* Start DATA FOR PROCESSING *

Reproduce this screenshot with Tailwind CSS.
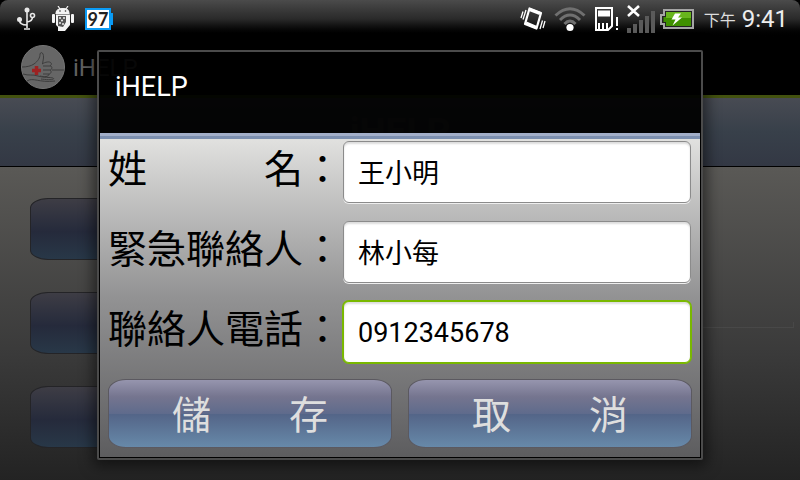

* End DATA FOR PROCESSING *
* Start DATA FOR PROCESSING *

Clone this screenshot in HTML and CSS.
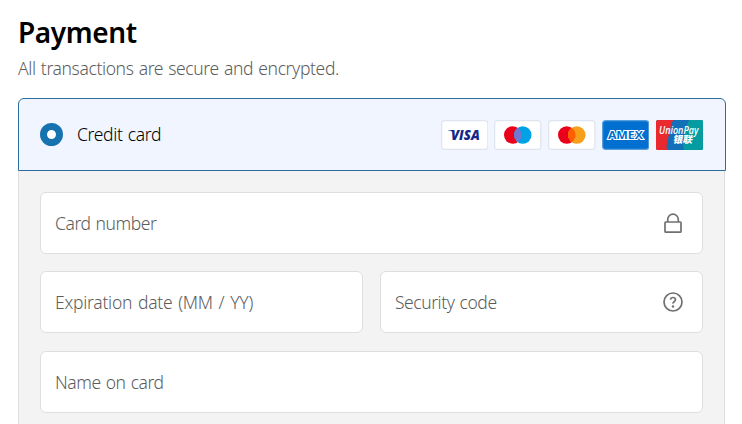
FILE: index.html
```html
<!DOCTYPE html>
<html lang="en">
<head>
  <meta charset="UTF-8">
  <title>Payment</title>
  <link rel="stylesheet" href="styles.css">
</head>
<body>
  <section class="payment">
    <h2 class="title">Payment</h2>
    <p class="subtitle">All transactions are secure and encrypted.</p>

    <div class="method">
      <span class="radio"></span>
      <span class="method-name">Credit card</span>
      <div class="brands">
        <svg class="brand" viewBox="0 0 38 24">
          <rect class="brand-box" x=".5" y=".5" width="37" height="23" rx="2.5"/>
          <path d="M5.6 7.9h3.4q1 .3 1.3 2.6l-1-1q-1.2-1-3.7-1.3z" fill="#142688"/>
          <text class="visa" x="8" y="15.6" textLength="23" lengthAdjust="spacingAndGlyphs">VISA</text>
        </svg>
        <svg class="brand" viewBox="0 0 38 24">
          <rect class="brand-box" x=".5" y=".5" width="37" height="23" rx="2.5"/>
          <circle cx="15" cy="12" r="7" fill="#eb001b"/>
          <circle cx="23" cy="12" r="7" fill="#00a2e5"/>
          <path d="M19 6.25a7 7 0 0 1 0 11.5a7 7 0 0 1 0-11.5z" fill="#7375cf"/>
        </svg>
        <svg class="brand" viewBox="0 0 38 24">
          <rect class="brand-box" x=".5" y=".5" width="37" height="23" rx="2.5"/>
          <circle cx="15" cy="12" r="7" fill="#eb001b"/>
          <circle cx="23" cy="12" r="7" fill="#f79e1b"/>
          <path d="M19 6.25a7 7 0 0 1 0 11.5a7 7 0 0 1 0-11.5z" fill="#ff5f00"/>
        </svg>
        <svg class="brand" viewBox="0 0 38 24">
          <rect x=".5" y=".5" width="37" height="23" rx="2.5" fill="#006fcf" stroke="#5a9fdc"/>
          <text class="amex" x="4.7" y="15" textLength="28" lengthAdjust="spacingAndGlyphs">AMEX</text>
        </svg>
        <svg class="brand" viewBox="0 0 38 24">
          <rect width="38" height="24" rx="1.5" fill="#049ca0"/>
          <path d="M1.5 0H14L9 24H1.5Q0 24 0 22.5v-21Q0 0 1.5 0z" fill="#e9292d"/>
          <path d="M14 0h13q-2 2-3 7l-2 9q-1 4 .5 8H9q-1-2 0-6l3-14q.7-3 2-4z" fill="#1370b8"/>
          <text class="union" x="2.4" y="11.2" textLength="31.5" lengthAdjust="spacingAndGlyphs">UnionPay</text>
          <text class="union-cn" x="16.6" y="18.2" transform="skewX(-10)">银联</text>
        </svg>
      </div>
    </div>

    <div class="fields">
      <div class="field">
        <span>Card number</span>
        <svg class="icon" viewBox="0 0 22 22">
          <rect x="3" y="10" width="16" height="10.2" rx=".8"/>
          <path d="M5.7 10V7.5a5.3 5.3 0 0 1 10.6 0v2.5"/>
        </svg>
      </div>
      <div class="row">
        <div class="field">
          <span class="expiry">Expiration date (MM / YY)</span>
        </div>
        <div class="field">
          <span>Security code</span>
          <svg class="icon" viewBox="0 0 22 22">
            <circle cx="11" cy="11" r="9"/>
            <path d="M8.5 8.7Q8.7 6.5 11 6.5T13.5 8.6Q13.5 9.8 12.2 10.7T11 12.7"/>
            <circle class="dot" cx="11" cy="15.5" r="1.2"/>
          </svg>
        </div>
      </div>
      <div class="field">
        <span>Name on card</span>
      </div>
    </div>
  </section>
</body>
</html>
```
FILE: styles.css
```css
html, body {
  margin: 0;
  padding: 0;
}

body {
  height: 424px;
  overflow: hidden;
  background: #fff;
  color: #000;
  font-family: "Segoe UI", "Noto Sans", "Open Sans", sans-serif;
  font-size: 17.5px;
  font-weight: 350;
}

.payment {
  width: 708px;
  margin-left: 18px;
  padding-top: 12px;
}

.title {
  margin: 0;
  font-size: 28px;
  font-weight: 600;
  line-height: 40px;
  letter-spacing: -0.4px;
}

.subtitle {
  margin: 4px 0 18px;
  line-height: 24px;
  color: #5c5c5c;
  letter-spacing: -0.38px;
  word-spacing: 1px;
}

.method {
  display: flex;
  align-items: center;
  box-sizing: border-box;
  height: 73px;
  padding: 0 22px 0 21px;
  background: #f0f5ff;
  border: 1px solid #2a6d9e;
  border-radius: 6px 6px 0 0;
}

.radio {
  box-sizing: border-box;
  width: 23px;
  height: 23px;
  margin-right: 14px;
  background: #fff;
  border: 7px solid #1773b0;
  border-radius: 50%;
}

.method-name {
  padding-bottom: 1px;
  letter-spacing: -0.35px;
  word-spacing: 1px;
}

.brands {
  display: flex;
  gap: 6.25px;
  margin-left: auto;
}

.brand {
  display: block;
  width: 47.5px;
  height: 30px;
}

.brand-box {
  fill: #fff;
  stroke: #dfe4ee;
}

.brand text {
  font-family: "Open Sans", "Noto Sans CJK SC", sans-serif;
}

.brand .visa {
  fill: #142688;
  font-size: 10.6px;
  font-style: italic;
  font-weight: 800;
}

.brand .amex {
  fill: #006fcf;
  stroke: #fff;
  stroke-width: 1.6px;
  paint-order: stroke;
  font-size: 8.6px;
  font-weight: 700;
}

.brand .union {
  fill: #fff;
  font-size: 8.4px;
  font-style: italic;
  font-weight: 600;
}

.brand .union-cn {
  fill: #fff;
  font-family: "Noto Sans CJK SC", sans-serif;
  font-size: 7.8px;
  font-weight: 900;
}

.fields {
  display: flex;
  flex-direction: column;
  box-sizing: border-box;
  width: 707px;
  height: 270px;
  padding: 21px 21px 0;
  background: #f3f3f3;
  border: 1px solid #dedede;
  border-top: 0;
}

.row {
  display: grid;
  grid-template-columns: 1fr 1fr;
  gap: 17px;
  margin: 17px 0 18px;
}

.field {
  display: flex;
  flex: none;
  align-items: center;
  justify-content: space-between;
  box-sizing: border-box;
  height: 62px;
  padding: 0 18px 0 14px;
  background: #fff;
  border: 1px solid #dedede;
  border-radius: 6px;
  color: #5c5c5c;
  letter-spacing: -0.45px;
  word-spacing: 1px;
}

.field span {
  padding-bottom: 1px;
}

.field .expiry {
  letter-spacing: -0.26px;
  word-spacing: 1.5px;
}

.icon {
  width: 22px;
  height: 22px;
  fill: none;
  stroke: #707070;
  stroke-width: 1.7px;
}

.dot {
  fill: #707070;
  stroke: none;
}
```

* End DATA FOR PROCESSING *

→ TASK GOAL
Count how many lines above carry the word "screenshot". Only the number is required.

→ REPLY
2